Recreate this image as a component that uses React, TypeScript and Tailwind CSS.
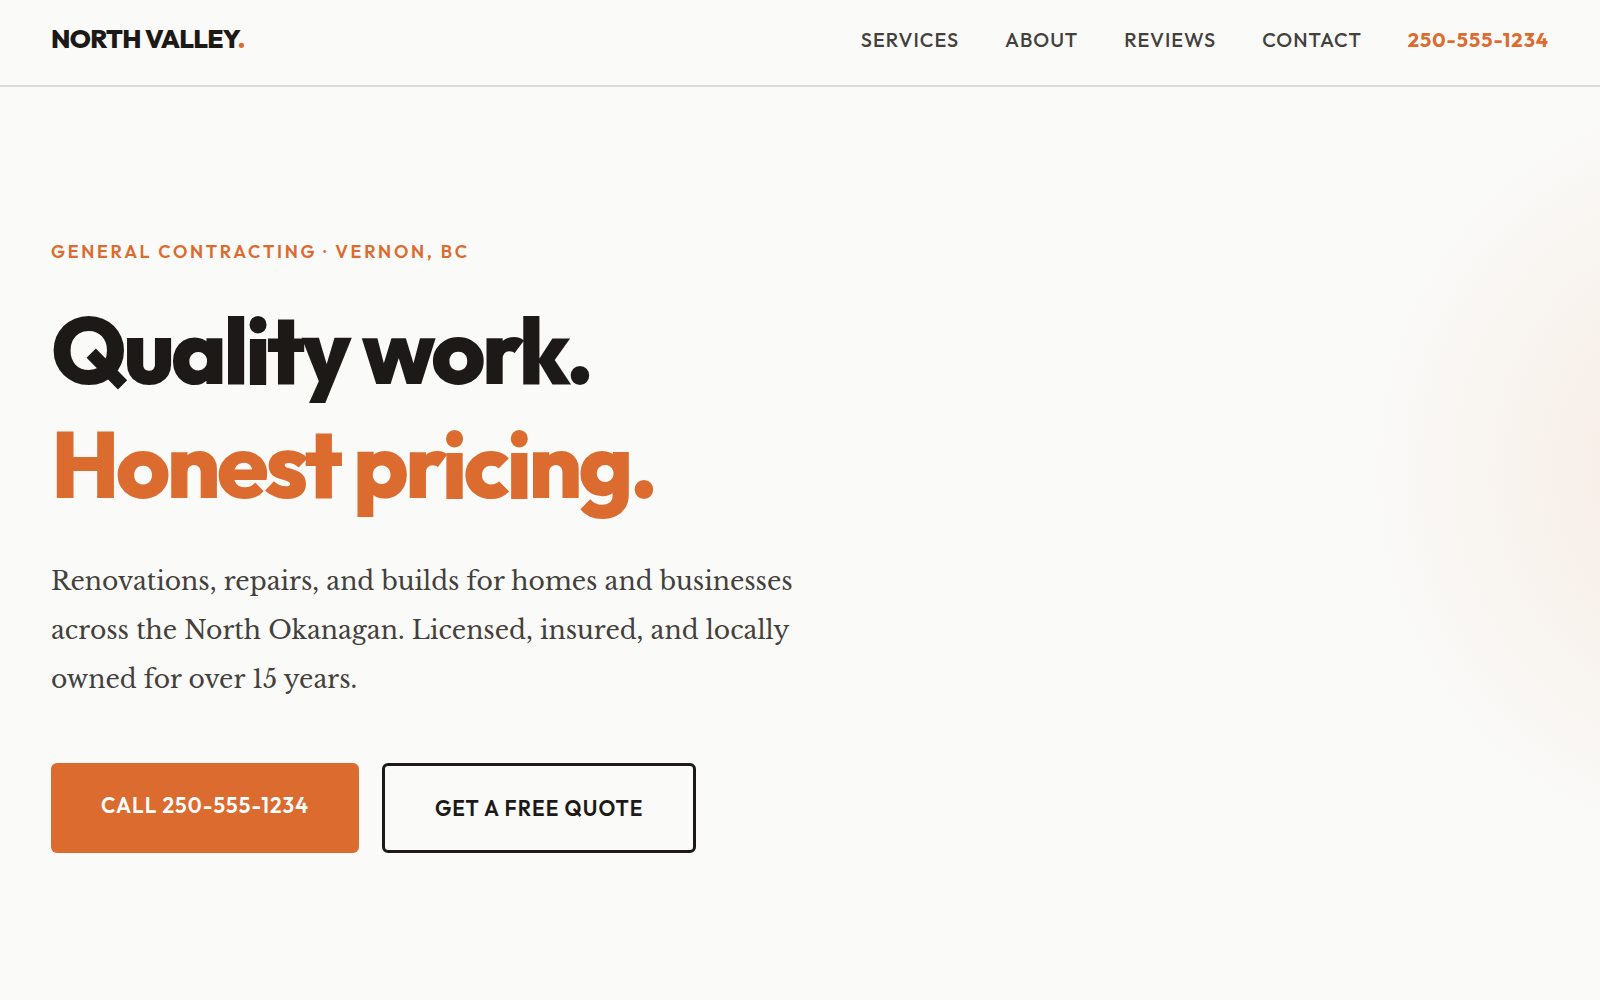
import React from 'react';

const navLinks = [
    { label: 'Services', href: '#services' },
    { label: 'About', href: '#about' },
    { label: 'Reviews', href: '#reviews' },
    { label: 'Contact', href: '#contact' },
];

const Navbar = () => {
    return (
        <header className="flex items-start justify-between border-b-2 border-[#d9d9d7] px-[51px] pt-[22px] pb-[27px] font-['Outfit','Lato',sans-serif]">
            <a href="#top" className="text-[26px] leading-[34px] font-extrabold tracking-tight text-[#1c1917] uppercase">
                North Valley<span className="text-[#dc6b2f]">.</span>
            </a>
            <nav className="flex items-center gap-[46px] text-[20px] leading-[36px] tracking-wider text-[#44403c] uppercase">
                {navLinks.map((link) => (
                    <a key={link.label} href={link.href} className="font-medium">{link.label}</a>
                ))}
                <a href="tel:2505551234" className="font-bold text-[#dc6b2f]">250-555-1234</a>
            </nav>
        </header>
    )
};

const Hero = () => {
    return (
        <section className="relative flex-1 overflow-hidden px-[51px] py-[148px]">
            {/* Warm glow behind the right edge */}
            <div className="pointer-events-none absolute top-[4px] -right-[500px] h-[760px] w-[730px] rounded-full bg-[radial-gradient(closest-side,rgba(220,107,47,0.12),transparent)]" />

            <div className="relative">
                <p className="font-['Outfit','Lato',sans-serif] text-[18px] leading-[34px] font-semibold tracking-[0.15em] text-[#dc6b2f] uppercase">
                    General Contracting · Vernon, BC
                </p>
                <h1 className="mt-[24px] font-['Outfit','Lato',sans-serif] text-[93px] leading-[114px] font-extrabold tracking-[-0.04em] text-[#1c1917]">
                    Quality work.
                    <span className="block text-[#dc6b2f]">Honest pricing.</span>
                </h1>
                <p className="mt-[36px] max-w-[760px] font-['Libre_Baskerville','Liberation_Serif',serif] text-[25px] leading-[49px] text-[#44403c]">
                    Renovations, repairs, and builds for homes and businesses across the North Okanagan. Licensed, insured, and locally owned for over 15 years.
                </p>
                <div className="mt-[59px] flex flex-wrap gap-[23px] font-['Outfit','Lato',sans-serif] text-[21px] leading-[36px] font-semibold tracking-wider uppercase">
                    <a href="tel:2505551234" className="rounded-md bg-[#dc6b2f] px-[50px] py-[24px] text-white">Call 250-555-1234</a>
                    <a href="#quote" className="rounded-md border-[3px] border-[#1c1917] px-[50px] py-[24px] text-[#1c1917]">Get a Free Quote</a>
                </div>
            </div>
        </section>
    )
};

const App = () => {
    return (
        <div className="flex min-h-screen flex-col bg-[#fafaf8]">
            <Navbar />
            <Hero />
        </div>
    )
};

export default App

* * *

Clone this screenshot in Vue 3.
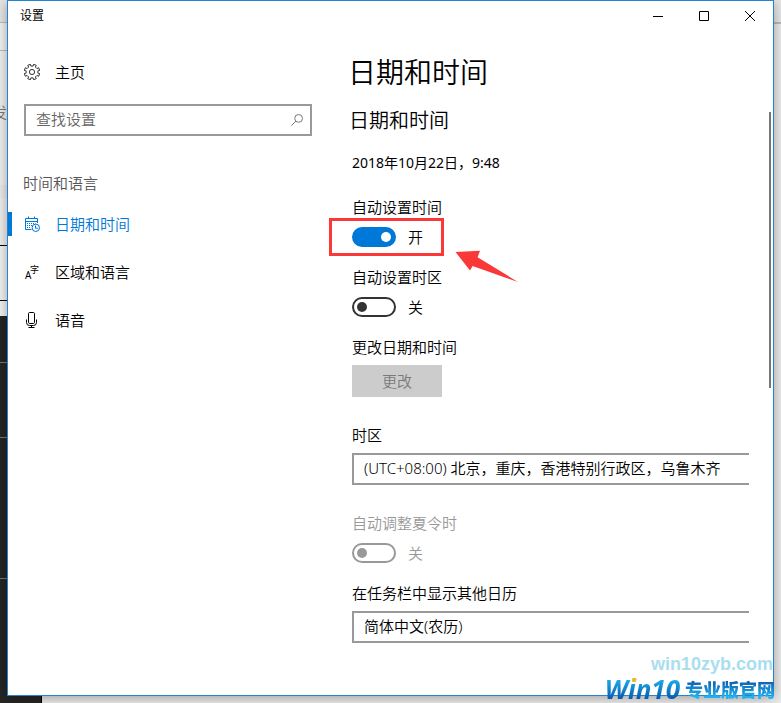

» Stated problem: Your copy should hold only the lines from the one containing "Recreate this image" through the one containing "absolute top-[4px] -right-[500px]", word for word, with no pictures.

» Task answer:
Recreate this image as a component that uses React, TypeScript and Tailwind CSS.
import React from 'react';

const navLinks = [
    { label: 'Services', href: '#services' },
    { label: 'About', href: '#about' },
    { label: 'Reviews', href: '#reviews' },
    { label: 'Contact', href: '#contact' },
];

const Navbar = () => {
    return (
        <header className="flex items-start justify-between border-b-2 border-[#d9d9d7] px-[51px] pt-[22px] pb-[27px] font-['Outfit','Lato',sans-serif]">
            <a href="#top" className="text-[26px] leading-[34px] font-extrabold tracking-tight text-[#1c1917] uppercase">
                North Valley<span className="text-[#dc6b2f]">.</span>
            </a>
            <nav className="flex items-center gap-[46px] text-[20px] leading-[36px] tracking-wider text-[#44403c] uppercase">
                {navLinks.map((link) => (
                    <a key={link.label} href={link.href} className="font-medium">{link.label}</a>
                ))}
                <a href="tel:2505551234" className="font-bold text-[#dc6b2f]">250-555-1234</a>
            </nav>
        </header>
    )
};

const Hero = () => {
    return (
        <section className="relative flex-1 overflow-hidden px-[51px] py-[148px]">
            {/* Warm glow behind the right edge */}
            <div className="pointer-events-none absolute top-[4px] -right-[500px] h-[760px] w-[730px] rounded-full bg-[radial-gradient(closest-side,rgba(220,107,47,0.12),transparent)]" />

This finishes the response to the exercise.